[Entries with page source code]
◇ ◇ ◇ ◇
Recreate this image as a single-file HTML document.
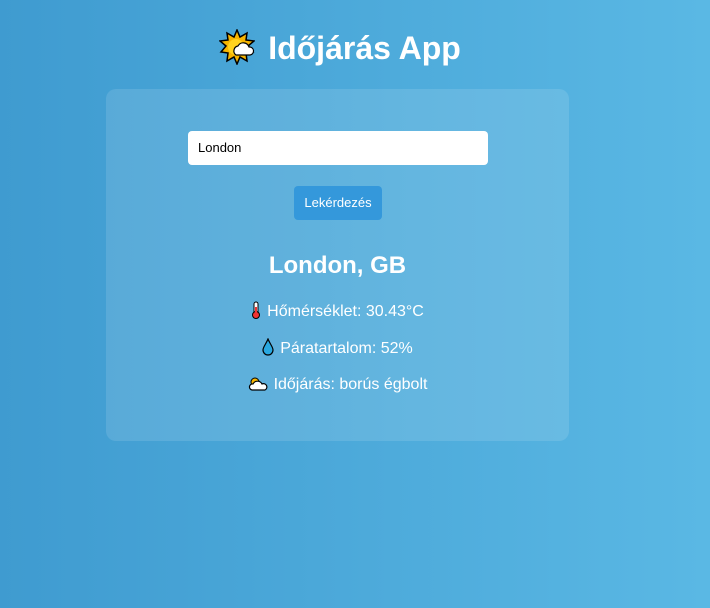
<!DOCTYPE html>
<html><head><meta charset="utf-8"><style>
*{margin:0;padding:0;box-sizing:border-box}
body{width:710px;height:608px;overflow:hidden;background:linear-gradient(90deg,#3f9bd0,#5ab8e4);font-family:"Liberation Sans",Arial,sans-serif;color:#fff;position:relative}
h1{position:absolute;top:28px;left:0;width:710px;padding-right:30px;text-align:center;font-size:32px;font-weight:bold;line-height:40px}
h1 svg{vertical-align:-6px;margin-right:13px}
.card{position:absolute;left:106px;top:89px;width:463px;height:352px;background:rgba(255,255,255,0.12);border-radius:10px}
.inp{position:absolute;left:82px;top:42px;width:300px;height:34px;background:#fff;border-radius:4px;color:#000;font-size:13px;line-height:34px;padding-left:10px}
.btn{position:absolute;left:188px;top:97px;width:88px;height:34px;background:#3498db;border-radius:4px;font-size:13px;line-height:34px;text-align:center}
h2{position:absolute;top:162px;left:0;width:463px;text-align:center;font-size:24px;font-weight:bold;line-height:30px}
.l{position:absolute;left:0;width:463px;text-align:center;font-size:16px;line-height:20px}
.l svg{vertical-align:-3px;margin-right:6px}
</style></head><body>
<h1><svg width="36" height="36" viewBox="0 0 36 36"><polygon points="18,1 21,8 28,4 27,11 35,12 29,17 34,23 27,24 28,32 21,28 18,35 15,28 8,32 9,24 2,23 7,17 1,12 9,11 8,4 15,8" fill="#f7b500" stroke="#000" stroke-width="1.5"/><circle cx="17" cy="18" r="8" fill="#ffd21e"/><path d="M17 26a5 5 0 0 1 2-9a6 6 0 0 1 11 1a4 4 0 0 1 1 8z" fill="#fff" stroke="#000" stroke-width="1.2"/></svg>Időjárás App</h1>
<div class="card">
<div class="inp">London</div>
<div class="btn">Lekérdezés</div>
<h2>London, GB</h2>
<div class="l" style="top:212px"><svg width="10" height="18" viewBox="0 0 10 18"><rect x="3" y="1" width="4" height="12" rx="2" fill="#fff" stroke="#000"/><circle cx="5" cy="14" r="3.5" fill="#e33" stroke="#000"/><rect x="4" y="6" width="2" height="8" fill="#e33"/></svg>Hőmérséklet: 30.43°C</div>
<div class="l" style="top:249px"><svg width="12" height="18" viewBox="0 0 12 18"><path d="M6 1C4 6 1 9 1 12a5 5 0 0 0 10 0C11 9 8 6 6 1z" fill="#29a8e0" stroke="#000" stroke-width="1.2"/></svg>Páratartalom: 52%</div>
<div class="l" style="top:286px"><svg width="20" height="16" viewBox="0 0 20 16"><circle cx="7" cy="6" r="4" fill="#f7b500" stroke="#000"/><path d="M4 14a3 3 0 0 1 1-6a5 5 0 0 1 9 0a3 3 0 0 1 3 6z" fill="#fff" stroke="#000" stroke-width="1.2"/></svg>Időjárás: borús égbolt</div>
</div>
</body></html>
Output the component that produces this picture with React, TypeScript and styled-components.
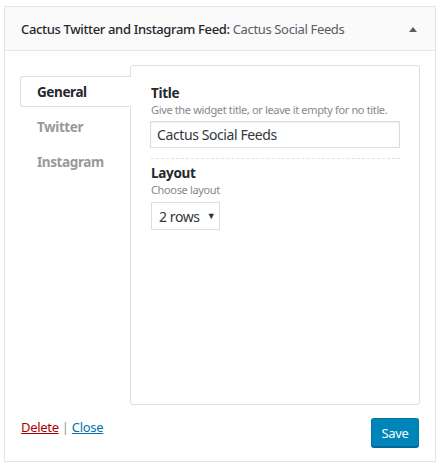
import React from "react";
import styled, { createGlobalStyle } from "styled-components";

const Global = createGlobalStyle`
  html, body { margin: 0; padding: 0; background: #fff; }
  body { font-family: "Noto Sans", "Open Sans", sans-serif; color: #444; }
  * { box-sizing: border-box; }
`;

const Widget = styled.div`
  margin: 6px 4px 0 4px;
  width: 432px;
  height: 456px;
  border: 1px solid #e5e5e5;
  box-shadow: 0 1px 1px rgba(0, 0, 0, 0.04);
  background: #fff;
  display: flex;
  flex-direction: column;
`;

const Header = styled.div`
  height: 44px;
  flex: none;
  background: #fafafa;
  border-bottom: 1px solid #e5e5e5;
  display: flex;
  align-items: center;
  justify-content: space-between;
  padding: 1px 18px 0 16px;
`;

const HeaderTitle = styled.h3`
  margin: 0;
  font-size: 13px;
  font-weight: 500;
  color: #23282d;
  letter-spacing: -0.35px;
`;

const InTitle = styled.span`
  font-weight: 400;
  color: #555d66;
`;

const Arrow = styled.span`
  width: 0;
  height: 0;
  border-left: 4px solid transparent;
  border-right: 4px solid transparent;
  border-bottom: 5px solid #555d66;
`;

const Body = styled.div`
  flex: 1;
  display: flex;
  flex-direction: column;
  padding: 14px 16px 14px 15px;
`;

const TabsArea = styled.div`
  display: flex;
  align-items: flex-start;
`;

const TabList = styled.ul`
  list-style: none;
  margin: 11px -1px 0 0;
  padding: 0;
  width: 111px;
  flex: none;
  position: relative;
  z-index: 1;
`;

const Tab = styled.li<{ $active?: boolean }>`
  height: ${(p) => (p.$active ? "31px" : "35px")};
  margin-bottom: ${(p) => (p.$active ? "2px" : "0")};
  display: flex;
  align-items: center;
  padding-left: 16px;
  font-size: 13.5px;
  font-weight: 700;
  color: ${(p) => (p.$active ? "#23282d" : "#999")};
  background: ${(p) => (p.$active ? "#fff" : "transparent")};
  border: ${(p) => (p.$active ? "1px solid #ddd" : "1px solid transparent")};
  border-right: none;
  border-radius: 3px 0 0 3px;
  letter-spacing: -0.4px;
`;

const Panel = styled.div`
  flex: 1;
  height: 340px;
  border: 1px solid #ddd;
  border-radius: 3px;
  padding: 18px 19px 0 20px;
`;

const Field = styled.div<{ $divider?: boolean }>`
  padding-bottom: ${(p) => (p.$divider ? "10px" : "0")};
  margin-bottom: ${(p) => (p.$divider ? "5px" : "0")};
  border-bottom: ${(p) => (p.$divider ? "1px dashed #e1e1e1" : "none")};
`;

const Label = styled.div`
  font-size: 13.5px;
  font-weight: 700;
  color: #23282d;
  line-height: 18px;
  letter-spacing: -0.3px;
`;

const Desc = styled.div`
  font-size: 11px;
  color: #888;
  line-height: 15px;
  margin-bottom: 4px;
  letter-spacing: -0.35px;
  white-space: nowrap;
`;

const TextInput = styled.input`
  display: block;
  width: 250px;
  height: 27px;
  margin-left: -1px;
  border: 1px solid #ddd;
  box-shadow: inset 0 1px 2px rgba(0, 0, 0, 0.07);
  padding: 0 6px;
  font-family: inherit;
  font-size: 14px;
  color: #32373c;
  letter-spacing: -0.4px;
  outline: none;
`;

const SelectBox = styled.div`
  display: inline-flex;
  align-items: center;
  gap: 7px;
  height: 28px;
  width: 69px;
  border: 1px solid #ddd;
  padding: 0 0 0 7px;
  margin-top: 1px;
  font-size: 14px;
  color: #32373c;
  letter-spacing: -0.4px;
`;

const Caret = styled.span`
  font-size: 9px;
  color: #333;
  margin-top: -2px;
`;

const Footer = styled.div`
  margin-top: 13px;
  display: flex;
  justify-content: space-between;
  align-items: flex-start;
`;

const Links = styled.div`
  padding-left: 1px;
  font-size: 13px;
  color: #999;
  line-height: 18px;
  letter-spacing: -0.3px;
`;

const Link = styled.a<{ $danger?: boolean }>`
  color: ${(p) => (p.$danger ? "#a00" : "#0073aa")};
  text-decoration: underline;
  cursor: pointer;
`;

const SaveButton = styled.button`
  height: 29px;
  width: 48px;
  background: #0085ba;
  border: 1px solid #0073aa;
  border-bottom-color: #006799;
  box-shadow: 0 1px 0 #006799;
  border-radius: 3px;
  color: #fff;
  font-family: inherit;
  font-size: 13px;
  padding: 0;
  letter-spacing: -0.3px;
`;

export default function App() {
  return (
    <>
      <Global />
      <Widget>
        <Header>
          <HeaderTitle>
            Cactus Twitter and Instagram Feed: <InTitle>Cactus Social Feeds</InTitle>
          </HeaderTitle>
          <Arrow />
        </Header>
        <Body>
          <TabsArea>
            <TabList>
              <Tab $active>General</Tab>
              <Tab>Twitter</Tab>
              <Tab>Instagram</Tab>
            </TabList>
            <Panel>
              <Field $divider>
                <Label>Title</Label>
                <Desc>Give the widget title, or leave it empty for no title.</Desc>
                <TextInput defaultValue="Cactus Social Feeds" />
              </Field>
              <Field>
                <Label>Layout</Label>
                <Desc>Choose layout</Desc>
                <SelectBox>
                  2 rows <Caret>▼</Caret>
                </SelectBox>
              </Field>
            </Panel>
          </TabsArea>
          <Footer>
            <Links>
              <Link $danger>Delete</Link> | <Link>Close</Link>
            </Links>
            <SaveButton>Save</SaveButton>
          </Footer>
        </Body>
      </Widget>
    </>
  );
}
◇ ◇ ◇ ◇
| TO BE DONE |
Select the lines from the entries that include the word "this".

| SOLUTION TO THE EXERCISE |
Recreate this image as a single-file HTML document.
Output the component that produces this picture with React, TypeScript and styled-components.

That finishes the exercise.